La première création maison pour célébrer les 20 ans de Bach en Combrailles
Bercé sur les altitudes verdoyantes du département du Puy-de-Dôme, le Festival entièrement dédié à la musique du Cantor de Leipzig célèbre un double anniversaire : ses vingt ans et le 15ème anniversaire des orgues de l’église de Pontaumur, qui sont la réplique de celles de Thuringe en Allemagne sur lesquelles Bach étudiait dans sa jeunesse. Il s'agit en outre de la dernière année pour Antoine Anquetil à la tête de l’association chapeautant la manifestation, dont l’édition actuelle est couronnée par la première création, « œuvre ambassadrice » du Festival pour les temps à venir.

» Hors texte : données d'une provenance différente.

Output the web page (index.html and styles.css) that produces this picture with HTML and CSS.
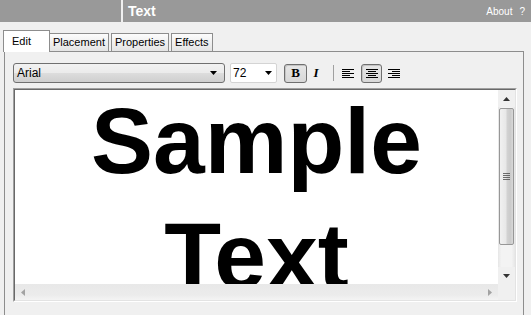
FILE: index.html
```html
<!DOCTYPE html>
<html>
<head>
<meta charset="utf-8">
<link rel="stylesheet" href="styles.css">
</head>
<body>
<div class="app">
  <header class="topbar">
    <div class="topbar-left"></div>
    <div class="topbar-main">
      <span class="title">Text</span>
      <span class="links"><span>About</span><span class="help">?</span></span>
    </div>
  </header>
  <nav class="tabs">
    <div class="tab active">Edit</div>
    <div class="tab">Placement</div>
    <div class="tab gap">Properties</div>
    <div class="tab gap">Effects</div>
  </nav>
  <section class="panel">
    <div class="toolbar">
      <div class="font-select">
        <span>Arial</span>
        <svg class="caret" width="7" height="4" viewBox="0 0 7 4"><path d="M0 0H7L3.5 4Z" fill="#000"/></svg>
      </div>
      <div class="size-select">
        <span>72</span>
        <svg class="caret" width="7" height="4" viewBox="0 0 7 4"><path d="M0 0H7L3.5 4Z" fill="#000"/></svg>
      </div>
      <div class="btn pressed bold-btn">B</div>
      <div class="btn italic-btn">I</div>
      <div class="sep"></div>
      <div class="btn align-btn">
        <svg width="12" height="9" viewBox="0 0 12 9"><g fill="#000"><rect x="0" y="0" width="12" height="1"/><rect x="0" y="2" width="8" height="1"/><rect x="0" y="4" width="12" height="1"/><rect x="0" y="6" width="8" height="1"/><rect x="0" y="8" width="12" height="1"/></g></svg>
      </div>
      <div class="btn pressed align-btn center-btn">
        <svg width="12" height="9" viewBox="0 0 12 9"><g fill="#000"><rect x="0" y="0" width="12" height="1"/><rect x="2" y="2" width="8" height="1"/><rect x="0" y="4" width="12" height="1"/><rect x="2" y="6" width="8" height="1"/><rect x="0" y="8" width="12" height="1"/></g></svg>
      </div>
      <div class="btn align-btn">
        <svg width="12" height="9" viewBox="0 0 12 9"><g fill="#000"><rect x="0" y="0" width="12" height="1"/><rect x="4" y="2" width="8" height="1"/><rect x="0" y="4" width="12" height="1"/><rect x="4" y="6" width="8" height="1"/><rect x="0" y="8" width="12" height="1"/></g></svg>
      </div>
    </div>
    <div class="editor">
      <div class="editor-inner">
        <div class="content"><div class="sample">Sample<br>Text</div></div>
        <div class="vscroll">
          <div class="arrow-btn"><svg width="7" height="4" viewBox="0 0 7 4"><path d="M3.5 0L7 4H0Z" fill="#333"/></svg></div>
          <div class="thumb"><div class="grip"></div></div>
          <div class="vtrack"></div>
          <div class="arrow-btn"><svg width="7" height="4" viewBox="0 0 7 4"><path d="M0 0H7L3.5 4Z" fill="#333"/></svg></div>
        </div>
        <div class="hscroll">
          <svg width="4" height="7" viewBox="0 0 4 7"><path d="M4 0V7L0 3.5Z" fill="#a3a3a3"/></svg>
          <svg width="4" height="7" viewBox="0 0 4 7"><path d="M0 0V7L4 3.5Z" fill="#a3a3a3"/></svg>
        </div>
        <div class="corner"></div>
      </div>
    </div>
  </section>
</div>
</body>
</html>
```

FILE: styles.css
```css
html, body {
  margin: 0;
  padding: 0;
  background: #f0f0f0;
}
.app {
  width: 531px;
  height: 315px;
  overflow: hidden;
  font-family: "Liberation Sans", Arial, sans-serif;
  color: #000;
}
.topbar {
  display: flex;
  height: 22px;
  gap: 2px;
}
.topbar-left {
  width: 121px;
  background: #999999;
}
.topbar-main {
  flex: 1;
  background: #999999;
  display: flex;
  align-items: center;
  justify-content: space-between;
  padding: 0 6px 0 5px;
}
.title {
  color: #fff;
  font-weight: bold;
  font-size: 14px;
}
.links {
  color: #fff;
  font-size: 10px;
  display: flex;
  gap: 7px;
  padding-top: 1px;
}
.tabs {
  display: flex;
  align-items: flex-end;
  margin-top: 9px;
  padding-left: 3px;
  height: 21px;
  position: relative;
  z-index: 1;
  margin-bottom: -1px;
}
.tab {
  height: 17px;
  line-height: 17px;
  font-size: 11px;
  padding: 0 3px;
  border: 1px solid #8d8d8d;
  border-bottom: none;
  background: linear-gradient(#fcfcfc, #e4e4e4);
  margin-bottom: 1px;
  box-sizing: content-box;
}
.tab.gap {
  margin-left: 2px;
}
.tab.active {
  height: 21px;
  line-height: 20px;
  background: #ffffff;
  padding: 0 18px 0 8px;
  margin-bottom: 0;
  border-color: #8d8d8d;
}
.tab + .tab:not(.gap) {
  border-left: none;
}
.panel {
  margin: 0 7px 0 4px;
  height: 260px;
  border: 1px solid #8d8d8d;
  padding: 11px 8px 0 8px;
  box-sizing: content-box;
}
.toolbar {
  display: flex;
  align-items: center;
  height: 20px;
  margin-left: 0;
}
.font-select {
  width: 212px;
  height: 20px;
  box-sizing: border-box;
  border: 1px solid #707070;
  border-radius: 3px;
  background: linear-gradient(#f2f2f2 0%, #ebebeb 50%, #dddddd 51%, #cfcfcf 100%);
  display: flex;
  align-items: center;
  justify-content: space-between;
  padding: 0 7px 0 3px;
  font-size: 12px;
}
.size-select {
  width: 47px;
  height: 20px;
  box-sizing: border-box;
  margin-left: 5px;
  border: 1px solid #d4d4d4;
  border-radius: 2px;
  background: #fff;
  display: flex;
  align-items: center;
  justify-content: space-between;
  padding: 0 4px 0 2px;
  font-size: 12px;
}
.caret {
  display: block;
}
.btn {
  height: 19px;
  box-sizing: border-box;
  display: flex;
  align-items: center;
  justify-content: center;
  border: 1px solid transparent;
  border-radius: 3px;
}
.btn.pressed {
  border-color: #6f6f6f;
  background: linear-gradient(#e6e6e6, #d8d8d8);
  box-shadow: inset 1px 1px 0 #c4c4c4;
}
.bold-btn {
  width: 23px;
  margin-left: 7px;
  font-family: "Liberation Serif", "Times New Roman", serif;
  font-weight: bold;
  font-size: 13px;
}
.italic-btn {
  width: 14px;
  margin-left: 2px;
  font-family: "Liberation Serif", "Times New Roman", serif;
  font-weight: bold;
  font-style: italic;
  font-size: 13px;
}
.sep {
  width: 1px;
  height: 16px;
  background: #a0a0a0;
  margin-left: 10px;
  margin-right: 3px;
}
.align-btn {
  width: 21px;
}
.center-btn {
  margin-left: 3px;
  margin-right: 1px;
}
.editor {
  margin-top: 5px;
  width: 504px;
  height: 214px;
  box-sizing: border-box;
  border: 1px solid;
  border-color: #a0a0a0 #ffffff #ffffff #a0a0a0;
}
.editor-inner {
  height: 100%;
  box-sizing: border-box;
  border: 1px solid;
  border-color: #696969 #e3e3e3 #e3e3e3 #696969;
  display: grid;
  grid-template-columns: 1fr 17px;
  grid-template-rows: 1fr 16px;
}
.content {
  background: #fff;
  overflow: hidden;
  text-align: center;
}
.sample {
  margin-top: -6px;
  font-size: 93px;
  line-height: 115px;
  font-weight: bold;
  font-family: "Liberation Sans", Arial, sans-serif;
  color: #000;
}
.vscroll {
  background: linear-gradient(90deg, #e6e6e6, #f3f3f3 20%, #f3f3f3 80%, #e6e6e6);
  display: flex;
  flex-direction: column;
}
.arrow-btn {
  height: 17px;
  display: flex;
  align-items: center;
  justify-content: center;
  background: #f0f0f0;
}
.thumb {
  height: 137px;
  margin: 1px 1px 0 1px;
  box-sizing: border-box;
  border: 1px solid #979797;
  border-radius: 2px;
  background: linear-gradient(90deg, #f1f1f1 0%, #e8e8e8 45%, #d2d2d2 55%, #cbcbcb 80%, #d9d9d9 100%);
  display: flex;
  align-items: center;
  justify-content: center;
}
.grip {
  width: 7px;
  height: 7px;
  background: repeating-linear-gradient(#4d4d4d 0 1px, transparent 1px 2px);
  opacity: 0.8;
}
.vtrack {
  flex: 1;
}
.hscroll {
  background: linear-gradient(#e8e8e8, #ececec 70%, #f4f4f4);
  display: flex;
  align-items: center;
  justify-content: space-between;
  padding: 0 6px 0 6px;
}
.corner {
  background: #f0f0f0;
}
```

La commande passée à Philippe Hersant est une cantate construite sur la mélodie du choral pour orgue Nun Komm der Heiden Heiland (Viens donc Sauveur des gentils) BWV 659, initialement chantée par le public et les choristes accompagnés du grand orgue. Dans son œuvre, Hersant marie le baroque et le contemporain en s’appuyant en outre sur le procédé compositionnel qui structure la cantate Christ lag in Todesbanden BWV 4, où la mélodie subsiste dans chaque mouvement sous les différentes formes de variations (contrapuntiques et harmoniques). La polyphonie vocale est exploitée plutôt de manière verticale (par les harmonies) que linéaire (peu de jeux d’imitations entre les voix), créant une atmosphère sonore plaintive et mélancolique. Le compositeur part à la recherche des sonorités lumineuses par des registres et couleurs peu communes de l’orgue bachien et des harmoniques des violons qui représentent « l’au-delà » de l’univers musical. Si la cantate accorde la prévalence au caractère méditatif, elle n’est pourtant pas dépourvue de moments dramatiques comme un grand crescendo orchestral vers la fin de l’œuvre. Enfin, une partie soliste est confiée à la viole de gambe qui interprète la mélodie à la manière des grands compositeurs/improvisateurs baroques sur cet instrument.
L’ensemble d’artistes, réunis seulement quelques jours avant le concert, manifestent une homogénéité solide, excepté le début légèrement vacillant de la cantate Wir müssen durch viel Trübsal (Il nous faut traverser maintes tribulations) de Bach. La distribution vocale chambriste se porte bien dans l’acoustique, sous les voûtes de l’église pontaumurienne où Lionel Sow parvient à obtenir un juste équilibre entre parties individuelles et tutti, surtout avec la conclusion délicate du premier mouvement entonné avec beaucoup de finesse.
Les voix féminines arrondies résonnent tant en chœur qu’en solo, telle la contralto Alice Fagard qui déploie son potentiel sonore notamment dans les registres aigu et central, appuyé sur un diapason bas stable. Cette forte impression de son étendue vocale se conjugue avec une articulation respectable des notes et des paroles. La soprano Adèle Carlier arbore une voix radieuse et douce, souveraine dans les cimes de sa tessiture, remplissant tout l’espace et entretenant une bonne collaboration avec l’accompagnement d’orchestre. Le ténor Safir Behloul se présente avec la grande conviction d'une voix volumineuse qui domine la scène. Sa prononciation de l’allemand est irréprochable, à l’instar d’un Évangéliste des Passions de Bach, associé avec une expressivité musicale aiguisée. Enfin, la basse Laurent Bourdeaux (qui remplace Jean-Sébastien Nicolas) au timbre foncé offre soutien et contraste polyphonique aux sautillements mélodiques du ténor.
L’ensemble Les Timbres joue sans chef une suite orchestrale de Bach (n°1, BWV 1066), y exposant une réelle habileté technique et musicale, ainsi que de la complicité entre les musiciens. Le caractère dansant des pièces est fidèlement transmis par la rythmique enjouée et la virtuosité des vents (hautbois et basson) et de l’expressivité des violons qui souvent complémentent leurs collègues par une mélodie parallèle. Le rôle d’organiste soliste est confié au Directeur du Centre de musique baroque de Versailles, Nicolas Bucher, qui livre une prestation pleine d’assurance et d’entrain, malgré quelques décalages avec l’orchestre en début de concert (le délai d'une communication visuelle avec le chef qui s’opère par le rétroviseur en tribune).
Le public auvergnat salue chaleureusement chacun des interprètes, mais aussi Philippe Hersant, après avoir chanté en communion musicale avec eux les mélodies des chorals de Bach.